For those of you who don’t now, comic books will typically come to your local shop through a distributor called Diamond Comic
Distributors. Now there may be some smaller, independent titles that come right from that publisher, but at the end of the day, odds are the book you just bought came in a box marked Diamond Distribution. These are the people with their fingers firmly on the pulse of the comic book world, and it’s here at the top that there is the biggest opportunity to change.
Now I should start by saying that, at the core of what they do, Diamond Comic Distributors is doing a good job. The comics you go to your local shop to by arrive on time, in good condition, and the shop owners can continue their business (well, to an extent. See part 1 for more on that). But, in an age where a new comic book movie is coming out every few months and Saturday morning TV is flooded with characters that kids should be running down to their local shop to get more info on, why isn’t Diamond doing more to grow their business?
What Can A Distributor Do To Grow?
The very best example of this is anecdotal, but at least it’s first hand. It was some time ago, at C2E2 in Chicago I believe (great show by the way, get more info here if you’ve never been). I walked up to the Diamond booth, introduced myself to the first person there who acknowledged me, and mentioned that I was interested in setting up an account with them. Now, at this point most companies would have a few guys fighting over who gets to put their name down on the new signup sheet, since even if you don’t work on commission, you at least want to look good for your annual review. But, the guy I spoke to reached under a display, grabbed some sheets out of a box, and simply said “fill these out and mail them in”. He smiled and was polite about it, but then turned away, as our time for interaction was done.
I stopped back later, as quite honestly I was hoping for a bit of an expedited process (frankly I would have been ready to place my first order then and there if they had been able to sign me up), but the next person I talked to gave me roughly the same, this time adding that I could call or email them if I had any questions.
So What’s Wrong With Just Not Being Super Helpful
Look, this isn’t a horrible thing. These guys were not rude or arrogant or stand offish. They just weren’t willing to go that extra mile. And in a business that’s still somewhat recovering from almost dying off 10 years ago, that extra mile should no longer be considered “extra”. I lost count long ago of the number of comic shows I’ve worked, but big or small one thing I have never seen was a rep from Diamond going from booth to booth trying to sign people up. I certainly get approached enough by people asking “do you have new comics?” to know that the market at these shows is there.

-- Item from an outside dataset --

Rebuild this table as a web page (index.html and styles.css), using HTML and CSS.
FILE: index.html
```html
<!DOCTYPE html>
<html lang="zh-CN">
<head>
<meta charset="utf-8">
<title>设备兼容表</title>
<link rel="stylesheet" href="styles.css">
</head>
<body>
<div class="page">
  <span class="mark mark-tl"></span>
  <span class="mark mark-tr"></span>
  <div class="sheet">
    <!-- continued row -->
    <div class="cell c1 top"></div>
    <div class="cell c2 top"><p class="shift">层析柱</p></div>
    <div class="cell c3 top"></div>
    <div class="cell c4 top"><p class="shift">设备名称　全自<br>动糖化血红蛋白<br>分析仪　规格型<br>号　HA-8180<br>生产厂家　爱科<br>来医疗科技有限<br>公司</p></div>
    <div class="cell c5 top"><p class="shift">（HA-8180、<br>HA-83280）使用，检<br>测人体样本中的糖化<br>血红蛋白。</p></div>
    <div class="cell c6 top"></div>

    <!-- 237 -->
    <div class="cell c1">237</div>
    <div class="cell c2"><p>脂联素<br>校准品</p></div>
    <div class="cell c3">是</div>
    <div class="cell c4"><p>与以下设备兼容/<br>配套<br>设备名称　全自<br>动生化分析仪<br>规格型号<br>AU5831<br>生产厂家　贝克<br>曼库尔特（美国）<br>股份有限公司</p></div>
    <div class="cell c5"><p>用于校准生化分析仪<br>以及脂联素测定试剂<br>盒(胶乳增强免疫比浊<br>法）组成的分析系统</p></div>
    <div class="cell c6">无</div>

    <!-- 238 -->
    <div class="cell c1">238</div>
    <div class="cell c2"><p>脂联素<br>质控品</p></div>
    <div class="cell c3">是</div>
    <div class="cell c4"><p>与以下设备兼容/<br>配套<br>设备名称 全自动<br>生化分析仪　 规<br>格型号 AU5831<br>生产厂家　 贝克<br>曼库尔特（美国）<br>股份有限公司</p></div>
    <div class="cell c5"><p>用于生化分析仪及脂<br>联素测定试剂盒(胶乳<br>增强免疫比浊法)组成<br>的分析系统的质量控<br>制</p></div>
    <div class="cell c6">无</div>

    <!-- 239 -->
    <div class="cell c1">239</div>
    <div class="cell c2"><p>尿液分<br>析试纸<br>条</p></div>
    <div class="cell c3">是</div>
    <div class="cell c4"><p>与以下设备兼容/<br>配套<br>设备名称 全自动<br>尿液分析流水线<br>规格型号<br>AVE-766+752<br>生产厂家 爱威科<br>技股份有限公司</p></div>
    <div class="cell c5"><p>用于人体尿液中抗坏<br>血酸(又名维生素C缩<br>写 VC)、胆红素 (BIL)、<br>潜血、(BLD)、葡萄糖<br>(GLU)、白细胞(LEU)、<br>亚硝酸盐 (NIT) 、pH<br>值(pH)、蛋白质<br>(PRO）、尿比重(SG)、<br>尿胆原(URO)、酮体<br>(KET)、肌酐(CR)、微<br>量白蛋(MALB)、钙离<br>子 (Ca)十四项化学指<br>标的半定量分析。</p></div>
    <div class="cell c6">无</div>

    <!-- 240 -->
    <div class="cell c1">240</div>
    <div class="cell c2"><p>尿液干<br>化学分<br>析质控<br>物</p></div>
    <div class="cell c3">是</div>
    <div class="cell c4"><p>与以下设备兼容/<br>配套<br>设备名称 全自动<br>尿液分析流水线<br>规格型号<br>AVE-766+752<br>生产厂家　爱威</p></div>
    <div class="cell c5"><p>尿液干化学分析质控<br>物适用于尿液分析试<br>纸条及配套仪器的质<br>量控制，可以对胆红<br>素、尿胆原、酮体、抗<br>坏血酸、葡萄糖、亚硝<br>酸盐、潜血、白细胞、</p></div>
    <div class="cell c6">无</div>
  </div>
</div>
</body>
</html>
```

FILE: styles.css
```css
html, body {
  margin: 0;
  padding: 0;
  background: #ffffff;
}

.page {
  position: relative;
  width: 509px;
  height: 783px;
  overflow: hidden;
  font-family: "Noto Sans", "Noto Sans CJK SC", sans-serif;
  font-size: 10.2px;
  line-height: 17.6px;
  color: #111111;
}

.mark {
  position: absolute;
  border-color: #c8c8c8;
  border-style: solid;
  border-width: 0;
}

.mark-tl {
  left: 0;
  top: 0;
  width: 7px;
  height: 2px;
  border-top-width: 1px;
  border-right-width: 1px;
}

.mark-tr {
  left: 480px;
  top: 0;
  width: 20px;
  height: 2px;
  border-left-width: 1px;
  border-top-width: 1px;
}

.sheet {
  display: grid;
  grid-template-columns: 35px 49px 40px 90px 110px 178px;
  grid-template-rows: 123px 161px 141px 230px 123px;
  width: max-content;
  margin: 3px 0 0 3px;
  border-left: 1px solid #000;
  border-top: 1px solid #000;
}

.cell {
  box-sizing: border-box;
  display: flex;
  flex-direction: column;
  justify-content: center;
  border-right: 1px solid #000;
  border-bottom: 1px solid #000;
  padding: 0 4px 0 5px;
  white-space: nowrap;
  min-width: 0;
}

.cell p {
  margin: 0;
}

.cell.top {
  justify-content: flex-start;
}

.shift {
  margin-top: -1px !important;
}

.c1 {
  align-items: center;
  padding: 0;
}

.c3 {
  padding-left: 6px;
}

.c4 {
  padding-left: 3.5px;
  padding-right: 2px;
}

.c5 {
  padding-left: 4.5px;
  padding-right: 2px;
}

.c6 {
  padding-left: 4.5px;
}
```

This is an industry built on the backs of people who don’t really know much about business, but just love super heroes, so certain concessions have to be made. But the industry won’t grow itself. The organizations at the top, the ones who actually send out these comics that we rush out every week to buy, need to start being proactive instead of reactive. Diamond Comic Distributors not actively being bad right now, but just not being bad isn’t good enough. In fact, just being good isn’t good enough. It’s time to be great guys. It’s time to shine like the Diamond you’re named after.